SUZANNE LAURA KAMMIN
Statement
My paintings are informed by Buddhist emptiness teachings which posit that nothing possesses inherent existence; everything is dependent on its parts, on causes and conditions and on the mind. This concept plays out in my work through the reciprocation between the background and foreground and in the interconnectedness of the work’s elements. Layers, lines and shapes are distinct but not one more important than another. Through the use of cropping and carefully chosen color relationships, the space in my paintings appears simultaneously deep and flat. I allow the paint to be expressionistic in some areas and controlled in others. These seemingly contradictory aspects of the work refer to non-duality. I complete the connection with a visual give and take where opposite forces are interdependent.
My work often raises the question of how it was made and I remain enigmatic in my response. How the work is created, I want to remain a mystery.
Bio
Suzanne was born in New York City and grew up in Manhattan and Toronto, Canada.
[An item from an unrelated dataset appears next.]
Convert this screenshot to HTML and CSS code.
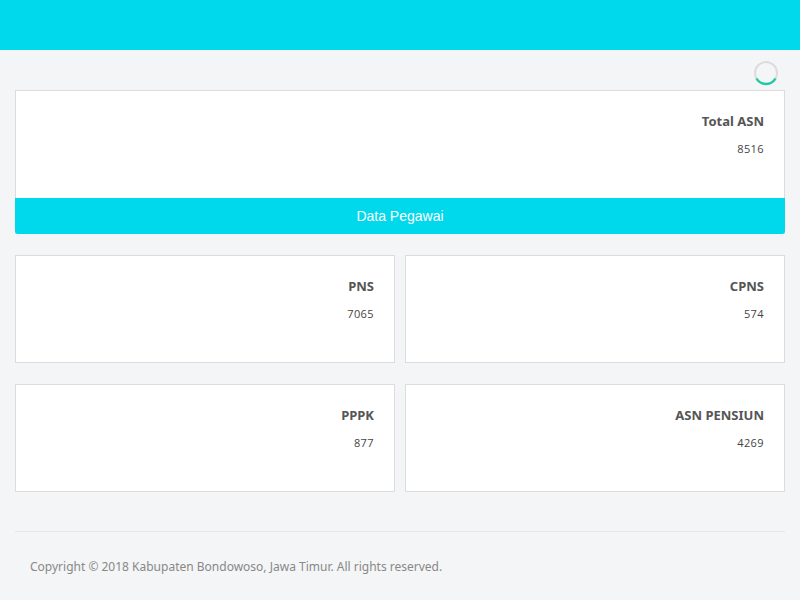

She received her BFA in painting from the Rhode Island School of Design and her MFA in painting from the San Francisco Art Institute and studied painting abroad at the National College of Art and Design in Dublin, Ireland while an undergraduate and at the University of British Columbia in Vancouver at the graduate level. She is a two-time recipient of a grant from the Adolph and Esther Gottlieb Foundation.
Suzanne currently serves as an assistant professor in the Department of Visual Art and Design at Caldwell University. She served for seventeen years as a Part-Time Assistant Professor at Parsons School of Design. Suzanne began her teaching career as a studio instructor at the Anne Tanenbaum Gallery School of the Art Gallery of Ontario where she taught painting and drawing, worked to develop an intensive studio program for teenagers and helped to redesign the entire curriculum for the gallery school. In addition, Suzanne taught painting at the Yard School of Art at the Montclair Art Museum and has also been a visiting artist at Pratt Institute and Roger Williams University. Suzanne has served as a guest curator at the Painting Center where she also served for four years as a member of the gallery. She serves as the director of the Mueller Gallery at Caldwell University where she curates three exhibitions each year and has curated shows at Kathryn Markel Fine Art where she has also had two solo exhibitions.
Suzanne currently lives and works in Plainfield, NJ and exhibits her work internationally. Her work is included in private, corporate and museum collections.